En Bis, « c’est le moment d’échanger nos corps » sur leur meilleure BO de Film d’horreur Série Z : «Finger in the Freezer», en anglais sur le disque, où une ménagère américaine assoiffée trouve un doigt dans son freezer et le signale au commissariat dans un fracas de machines à écrire. Là, la chorégraphie, collective, sur la rythmique ô combien dramatique, est robotique avec des vocaux hystériques « AAAh FINGER ! FREEZER! » entrecoupés de riffs de saxophones puis part en Space Funk à la Sun Râ. Mais comment est arrivé ce doigt dans le freezer de la proprette ménagère?
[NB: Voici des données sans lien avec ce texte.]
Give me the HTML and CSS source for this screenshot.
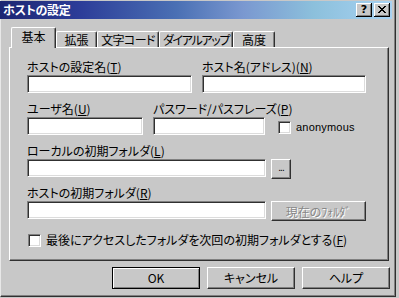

Fut-il oublié par l’extra-terrestre italien chantant « Marguerite de mes amours» du disque?

Que Nenni ! La version Live retrace l’origine de l’histoire, en français de surcroît, d’après un fait divers, raconté à la première personne, m’a dit Pourquery au cours du buffet qui suivit : un vacancier Tropèzien trouva un jour un voleur dans sa cuisine, l’abattit en légitime défense et conserva son doigt dans son congélateur, pour l’envoyer ensuite par la poste! Le thème se prolonge en délire total, avec vocaux space finger et freezer repris par le public des deux sexes orchestré par Pourquery et final hystérique des Rigolettes dans les micros des saxophones… Rigolus_Rigolettes.jpg

Bref, une formation festive, pleine d’humour mais vraiment talentueuse aussi, dépassant la dimension farcesque et parodique, poussant une rythmique fanfare apatride au Rock ou au groove avec un son énorme de saxophones et des chansons vraiment drôles.